Il Secolo XIX pubblica nuove rivelazioni sul potente tesoriere del Carroccio e ripercorre la sua ascesa attraverso le società in cui l'ex sottosegretario è riuscito a costruirsi un tesoretto di due miliardi di vecchie lire
Crac, assegni falsi, amici ammanicati alla prima Repubblica poi ridotti sul lastrico, una serie di acrobazie finanziarie che avrebbero permesso a Francesco Belsito di costruirsi un tesoretto da almeno due miliardi di vecchie lire ed entrare così nella prima linea Padana grazie a campagne elettorali ben finanziate. Il Secolo XIX continua la sua inchiesta sul potente tesoriere della Lega Nord finito alla ribalta per aver investito i fondi del Carroccio a Cipro e in Tanzania. Oggi il quotidiano di Genova torna sulla vicenda e, documenti alla mano, ripercorre un ottovolante di miliardi, avvisi di garanzia, crac, affari immobiliari e alleanze a dir poco avventurose. L’antefatto della sua storia politica, scrive Il Secolo XIX, sempre in simbiosi con un fiume di soldi.
Secondo la ricostruzione del quotidiano ligure, per orientarsi nell’ascesa di Belsito si deve partire dal caso di una azienda creata a Genova: la cooperativa servizi tecnologici Liguria, una srl dichiarata fallita nel novembre 2000. Belsito siete nel consiglio di amministrazione dall’ottobre 1998 al luglio 1999. Con lui entra Ermanno Pleba. Un personaggio da appuntare, sottoliena il Secolo: “Ex fedelissimo della Democrazia Cristiana piazzato in varie società semipubbliche fino agli anni ’90, racconta oggi di aver perso un miliardo e quattro appartamenti per colpa dello stesso Belsito. Di cui è stato compagno di business, sponsor e finanziatore indefesso al limite del patologico”.
Belsito diventa “amministratore della Cost”. Il perito che segue il fallimento nella relazione scrive di aver “potuto accertare l’emissione non giustificata di assegni, cambiali ed effetti ai signori Pleba e Belsito, già amministratori della fallita cooperativa Cost service srl”. Da dove spunta la Cost service? Sarebbe, secondo Il Secolo, una matrioska su scala ridotta della Cost Liguria, che doveva fare da intermediario e fallì. E Pleba al quotidiano racconta: “Io nella Cost Service misi tutti i soldi, mezzo miliardo di lire portati in valigette. E li persi. Belsito è sempre stato bravissimo a giocare con i contanti degli altri”, dice.

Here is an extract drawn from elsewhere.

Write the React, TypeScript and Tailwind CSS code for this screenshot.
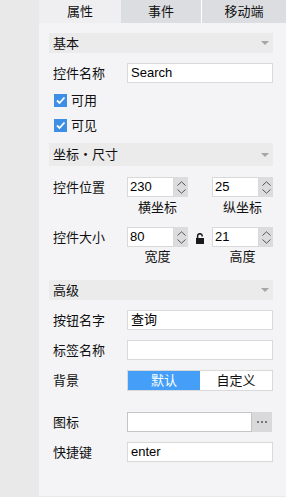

Intanto Belsito negli anni fa carriera. Le indagini per bancarotta e fatture false che lo coinvolgono si trascinano da un pm all’altro. Ma il perito ribadisce “l’emissione non giustificata di assegni e cambiali a suo favore”. E quantifica: “Per un importo di lire 625 milioni 36 mila e 500 lire”. Non solo: “Per Belsito sono stati raccolti assegni firmati dallo stesso a nome della cooperativa per spese non giustificate, e assegni non intestati e firmati a nome di Varanzi con firma, a dire di quest’ultimo, falsificata”. Varanzi sintetizzerà in 700 milioni il suo “credito” nei confronti dell’ex sottosegretario.
La ricostruzione del Secolo XIX è dettagliatissima. Due crac ravvicinati e l’addebito, da parte del curatore fallimentare, di essersi intascato centinaia di milioni di vecchie lire intestandosi indebitamente assegni, oltre ad aver abusato delle carte di credito per fare la bella vita. Ci sono poi, riporta il quotidiano genovese, una serie di misteriosi contatti con Montecarlo e il Lussemburgo, prima di diventare tesoriere della Lega e sottosegretario nell’ultimo governo Berlusconi. Molti suoi soci in affari sono stati arrestati o condannati per truffe o reati finanziari. L’articolo si chiude con un “continua” che promette nuove rilevazioni nei prossimi giorni sul potente tesoriere del Carroccio, vicino al Cerchio Magico di Marco Reguzzoni, asceso in pochi anni nel partito e ora sotto inchiesta interna per i fondi inviati in Tanzania che hanno provocato un’inasprirsi dello scontro tra Roberto Maroni e i suoi Barbari Sognanti verso i “cerchisti” di osservanza ortodossa bossiana.